### COLLECTED DATA

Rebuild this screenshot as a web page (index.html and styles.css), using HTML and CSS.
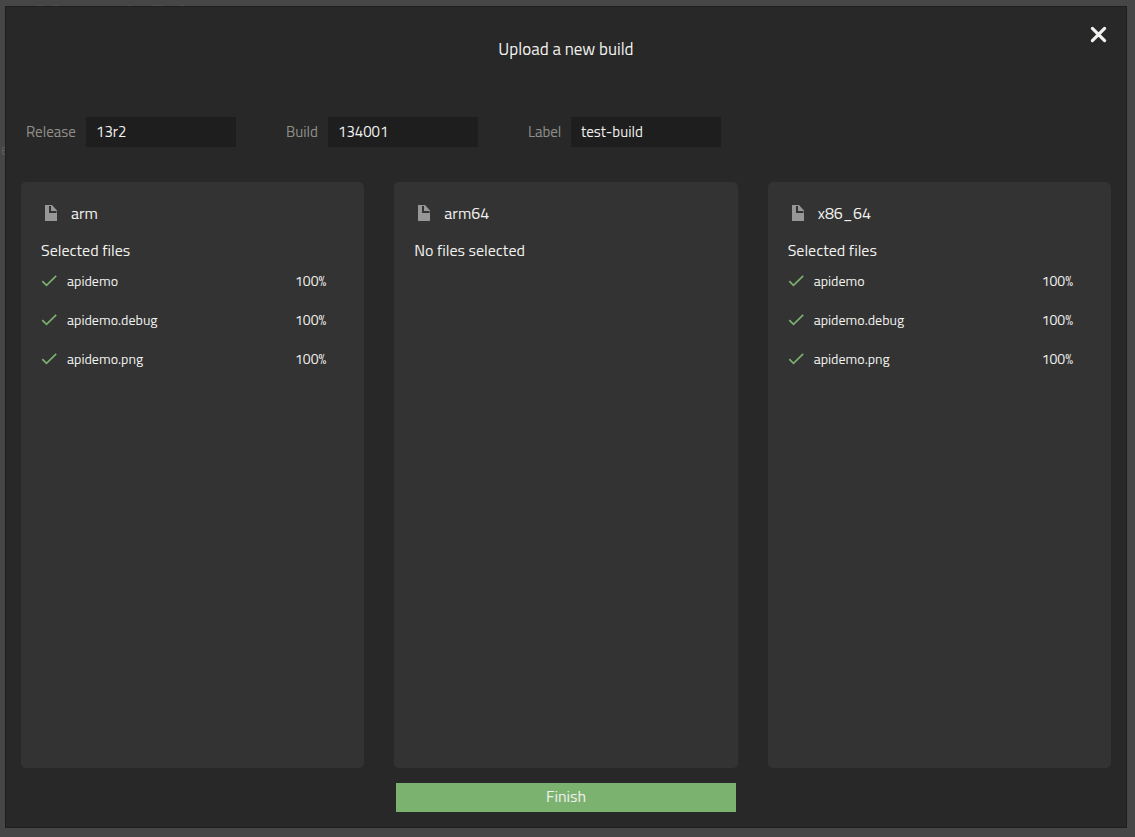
FILE: index.html
```
<!DOCTYPE html>
<html lang="en">
<head>
<meta charset="utf-8">
<title>Upload a new build</title>
<link rel="stylesheet" href="styles.css">
</head>
<body>
<svg width="0" height="0" class="sprite">
  <symbol id="file" viewBox="0 0 12 16"><path fill="#979797" fill-rule="evenodd" d="M0 0H7L12 5.5V16H0ZM4 1V8H11.5V6H6V1Z"/></symbol>
  <symbol id="check" viewBox="0 0 16 12"><path fill="none" stroke="#7bb06f" stroke-width="1.7" d="M1.3 6.2L5.5 10.4L15.2 .9"/></symbol>
</svg>
<div class="backdrop"><span class="behind">e</span></div>
<main class="modal">
  <header class="header">
    <h1 class="title">Upload a new build</h1>
    <button class="close" aria-label="Close"><svg width="17" height="17" viewBox="0 0 17 17"><path d="M2.4 2.4L14.6 14.6M14.6 2.4L2.4 14.6" stroke="#f1f1ef" stroke-width="3.2" stroke-linecap="round"/></svg></button>
  </header>
  <section class="fields">
    <div class="field"><span class="label release">Release</span><span class="input">13r2</span></div>
    <div class="field"><span class="label build">Build</span><span class="input">134001</span></div>
    <div class="field"><span class="label tag">Label</span><span class="input">test-build</span></div>
  </section>
  <section class="panels">
    <article class="panel">
      <h2 class="arch"><svg class="file"><use href="#file"/></svg><span>arm</span></h2>
      <p class="status">Selected files</p>
      <ul class="files">
        <li class="row"><svg class="check"><use href="#check"/></svg><span class="name">apidemo</span><span class="percent">100%</span></li>
        <li class="row"><svg class="check"><use href="#check"/></svg><span class="name">apidemo.debug</span><span class="percent">100%</span></li>
        <li class="row"><svg class="check"><use href="#check"/></svg><span class="name">apidemo.png</span><span class="percent">100%</span></li>
      </ul>
    </article>
    <article class="panel">
      <h2 class="arch"><svg class="file"><use href="#file"/></svg><span>arm64</span></h2>
      <p class="status">No files selected</p>
    </article>
    <article class="panel">
      <h2 class="arch"><svg class="file"><use href="#file"/></svg><span>x86_64</span></h2>
      <p class="status">Selected files</p>
      <ul class="files">
        <li class="row"><svg class="check"><use href="#check"/></svg><span class="name">apidemo</span><span class="percent">100%</span></li>
        <li class="row"><svg class="check"><use href="#check"/></svg><span class="name">apidemo.debug</span><span class="percent">100%</span></li>
        <li class="row"><svg class="check"><use href="#check"/></svg><span class="name">apidemo.png</span><span class="percent">100%</span></li>
      </ul>
    </article>
  </section>
  <button class="finish">Finish</button>
</main>
</body>
</html>
```
FILE: styles.css
```
* { box-sizing: border-box; margin: 0; padding: 0; }
body { height: 837px; padding: 6px 8px 9px 5px; overflow: hidden; background: #464646; color: #f1f1ef; font: 16px/24px "Titillium Web", Roboto, sans-serif; }
.sprite { position: absolute; }
.backdrop { position: absolute; inset: 0; overflow: hidden; background: linear-gradient(90deg, transparent 37px, #505050 37px 43px, transparent 43px 53px, #505050 53px 58px, transparent 58px 128px, #505050 128px 131px, transparent 131px 153px, #505050 153px 163px, transparent 163px 179px, #505050 179px 184px, transparent 184px) 0 5px / 100% 1px no-repeat; }
.behind { position: absolute; left: 1px; top: 138px; color: #5c5c5c; font-size: 15px; }
button { border: 0; font: inherit; color: inherit; background: none; }
.modal { position: relative; height: 822px; border: 1px solid #1e1e1e; background: #282828; padding: 0 15px 15px; display: flex; flex-direction: column; }
.header { height: 110px; display: grid; grid-template-columns: 1fr auto 1fr; align-items: start; }
.title { grid-column: 2; padding-top: 30px; font-size: 17px; font-weight: 400; white-space: nowrap; }
.close { justify-self: end; width: 17px; height: 17px; margin: 19px 4px 0 0; }
.close svg { display: block; }
.fields { height: 65px; display: flex; align-items: flex-start; gap: 50px; padding-left: 5px; }
.field { display: flex; gap: 10px; line-height: 30px; }
.label { color: #8f8f8a; font-size: 15px; white-space: nowrap; }
.release { width: 50px; }
.build { width: 32px; }
.tag { width: 33px; letter-spacing: -.1px; }
.input { width: 150px; height: 30px; padding-left: 10px; background: #1e1e1e; font-size: 15px; }
.panels { height: 586px; display: grid; grid-template-columns: repeat(3, 1fr); gap: 30px; }
.panel { border-radius: 5px; background: #333; padding: 19px 38px 0 20px; }
.arch { display: flex; align-items: center; gap: 14px; height: 24px; padding-left: 4px; font-size: 16px; font-weight: 400; }
.file { width: 12px; height: 16px; }
.status { margin-top: 13px; font-size: 16px; line-height: 24px; }
.files { list-style: none; margin-top: 4px; }
.row { display: flex; align-items: center; height: 29px; margin-bottom: 10px; font-size: 14px; }
.check { width: 16px; height: 12px; margin-right: 10px; }
.percent { margin-left: auto; }
.finish { width: 340px; height: 29px; margin: 15px auto 0; padding-bottom: 2px; background: #7cb270; font-size: 16px; line-height: 27px; }
```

######

WORK INSTRUCTIONS: Where a line holds the string "styles", copy that line.

THE SOLUTION:
Rebuild this screenshot as a web page (index.html and styles.css), using HTML and CSS.
<link rel="stylesheet" href="styles.css">
FILE: styles.css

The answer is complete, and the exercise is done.